# [Record extracts]
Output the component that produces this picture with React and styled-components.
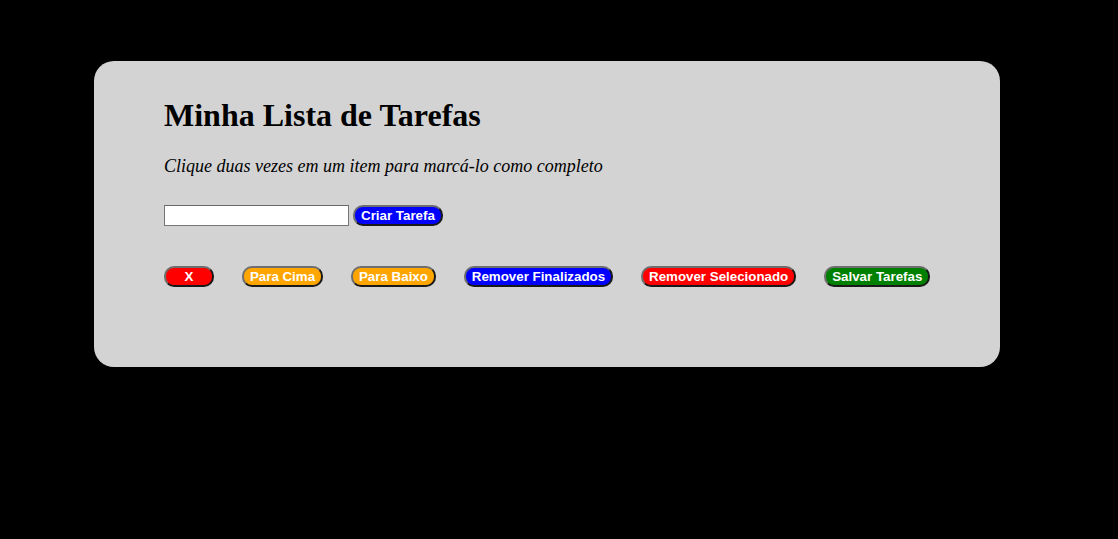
import styled, { createGlobalStyle } from 'styled-components';

const GlobalStyle = createGlobalStyle`
  body {
    margin: 0;
    background-color: black;
    font-family: 'Liberation Serif', 'Times New Roman', serif;
  }
`;

const Card = styled.div`
  box-sizing: border-box;
  width: 906px;
  margin: 61px 0 0 94px;
  padding: 15px 70px 80px;
  background-color: lightgray;
  border-radius: 20px;
  display: flow-root;
`;

const Title = styled.h1`
  font-size: 32px;
  font-weight: bold;
  color: black;
  margin: 21.44px 0;
`;

const Hint = styled.p`
  font-size: 18px;
  font-style: italic;
  color: black;
  margin: 0 0 28px;
`;

const InputRow = styled.div`
  display: flex;
  align-items: center;
  gap: 4px;
`;

const TaskInput = styled.input`
  box-sizing: border-box;
  width: 185px;
  height: 21px;
  border: 1px solid #767676;
  border-top-color: #6a6a6a;
  background: white;
  padding: 1px 2px;
  font-family: 'Liberation Sans', Arial, sans-serif;
  font-size: 13.33px;
`;

const Button = styled.button`
  box-sizing: border-box;
  flex-shrink: 0;
  height: 21px;
  padding: 0 6px;
  min-width: ${(props) => (props.wide ? '50px' : '0')};
  border: 2px outset #6e6e6e;
  border-radius: 10px;
  background-color: ${(props) => props.color};
  color: white;
  font-family: 'Liberation Sans', Arial, sans-serif;
  font-size: 13.33px;
  font-weight: bold;
  line-height: 15px;
  white-space: nowrap;
  cursor: pointer;
`;

const ActionRow = styled.div`
  display: flex;
  align-items: center;
  gap: 27.9px;
  margin-top: 40px;
`;

const actions = [
  { label: 'X', color: 'red', wide: true },
  { label: 'Para Cima', color: 'orange' },
  { label: 'Para Baixo', color: 'orange' },
  { label: 'Remover Finalizados', color: 'blue' },
  { label: 'Remover Selecionado', color: 'red' },
  { label: 'Salvar Tarefas', color: 'green' },
];

export default function App() {
  return (
    <>
      <GlobalStyle />
      <Card>
        <Title>Minha Lista de Tarefas</Title>
        <Hint>Clique duas vezes em um item para marcá-lo como completo</Hint>
        <InputRow>
          <TaskInput type="text" />
          <Button color="blue">Criar Tarefa</Button>
        </InputRow>
        <ActionRow>
          {actions.map((item) => (
            <Button key={item.label} color={item.color} wide={item.wide}>
              {item.label}
            </Button>
          ))}
        </ActionRow>
      </Card>
    </>
  );
}
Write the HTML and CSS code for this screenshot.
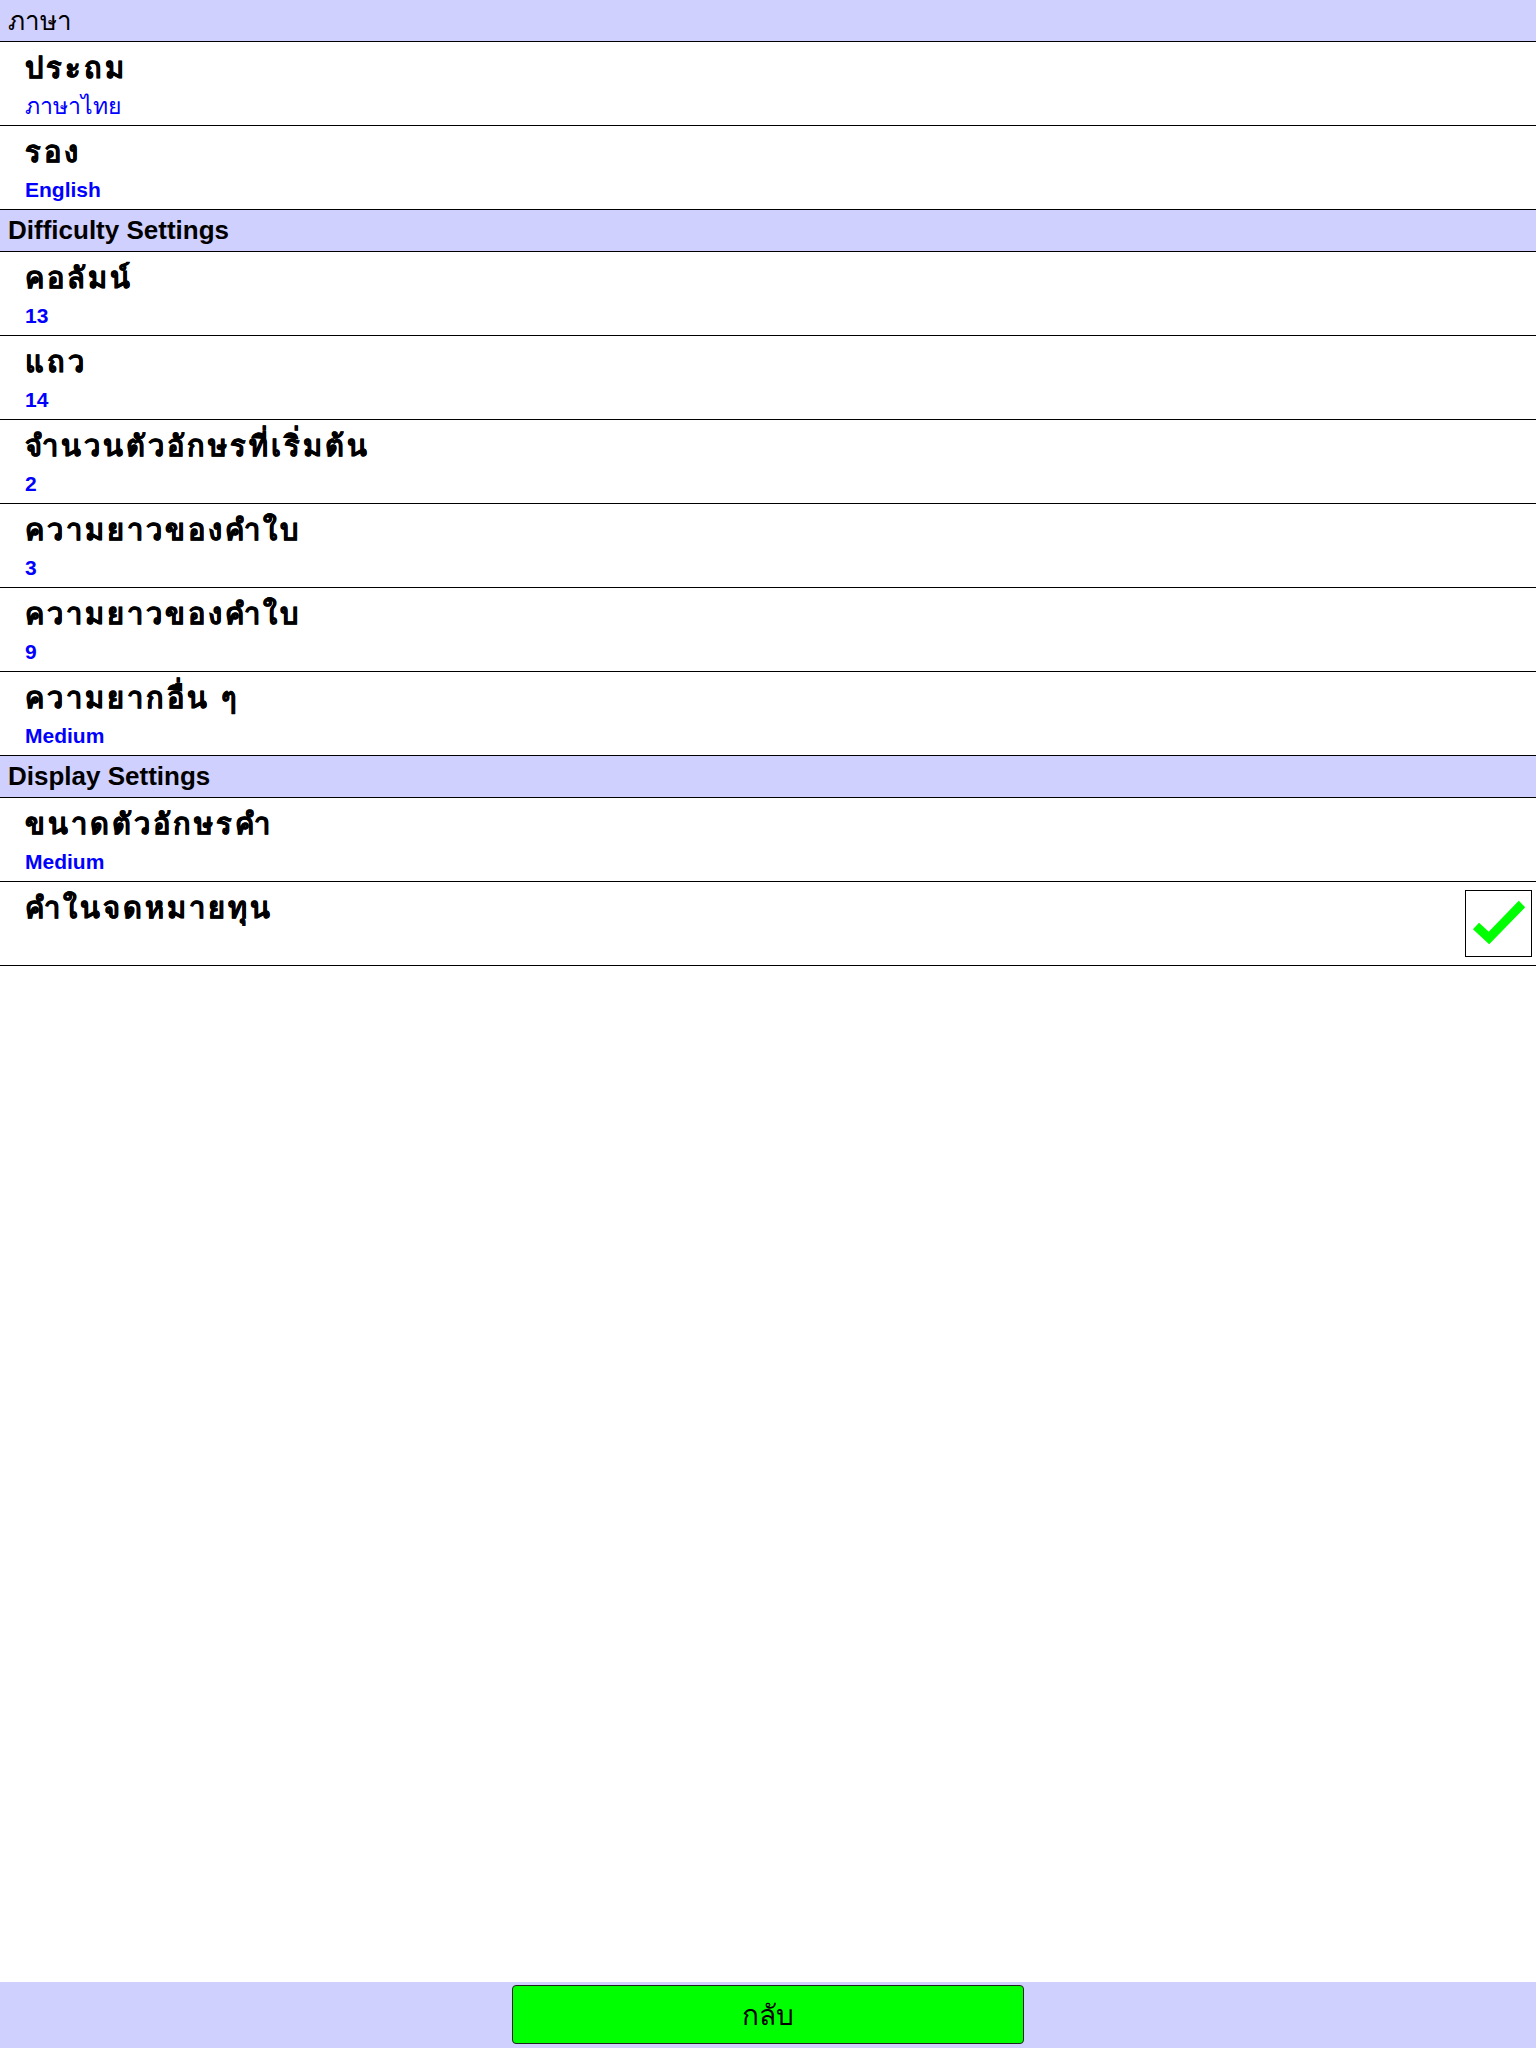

# [The request]
Could you reproduce every record above exactly, leaving out the pictures?

# [Answer below]
Output the component that produces this picture with React and styled-components.
import styled, { createGlobalStyle } from 'styled-components';

const GlobalStyle = createGlobalStyle`
  body {
    margin: 0;
    background-color: black;
    font-family: 'Liberation Serif', 'Times New Roman', serif;
  }
`;

const Card = styled.div`
  box-sizing: border-box;
  width: 906px;
  margin: 61px 0 0 94px;
  padding: 15px 70px 80px;
  background-color: lightgray;
  border-radius: 20px;
  display: flow-root;
`;

const Title = styled.h1`
  font-size: 32px;
  font-weight: bold;
  color: black;
  margin: 21.44px 0;
`;

const Hint = styled.p`
  font-size: 18px;
  font-style: italic;
  color: black;
  margin: 0 0 28px;
`;

const InputRow = styled.div`
  display: flex;
  align-items: center;
  gap: 4px;
`;

const TaskInput = styled.input`
  box-sizing: border-box;
  width: 185px;
  height: 21px;
  border: 1px solid #767676;
  border-top-color: #6a6a6a;
  background: white;
  padding: 1px 2px;
  font-family: 'Liberation Sans', Arial, sans-serif;
  font-size: 13.33px;
`;

const Button = styled.button`
  box-sizing: border-box;
  flex-shrink: 0;
  height: 21px;
  padding: 0 6px;
  min-width: ${(props) => (props.wide ? '50px' : '0')};
  border: 2px outset #6e6e6e;
  border-radius: 10px;
  background-color: ${(props) => props.color};
  color: white;
  font-family: 'Liberation Sans', Arial, sans-serif;
  font-size: 13.33px;
  font-weight: bold;
  line-height: 15px;
  white-space: nowrap;
  cursor: pointer;
`;

const ActionRow = styled.div`
  display: flex;
  align-items: center;
  gap: 27.9px;
  margin-top: 40px;
`;

const actions = [
  { label: 'X', color: 'red', wide: true },
  { label: 'Para Cima', color: 'orange' },
  { label: 'Para Baixo', color: 'orange' },
  { label: 'Remover Finalizados', color: 'blue' },
  { label: 'Remover Selecionado', color: 'red' },
  { label: 'Salvar Tarefas', color: 'green' },
];

export default function App() {
  return (
    <>
      <GlobalStyle />
      <Card>
        <Title>Minha Lista de Tarefas</Title>
        <Hint>Clique duas vezes em um item para marcá-lo como completo</Hint>
        <InputRow>
          <TaskInput type="text" />
          <Button color="blue">Criar Tarefa</Button>
        </InputRow>
        <ActionRow>
          {actions.map((item) => (
            <Button key={item.label} color={item.color} wide={item.wide}>
              {item.label}
            </Button>
          ))}
        </ActionRow>
      </Card>
    </>
  );
}
Write the HTML and CSS code for this screenshot.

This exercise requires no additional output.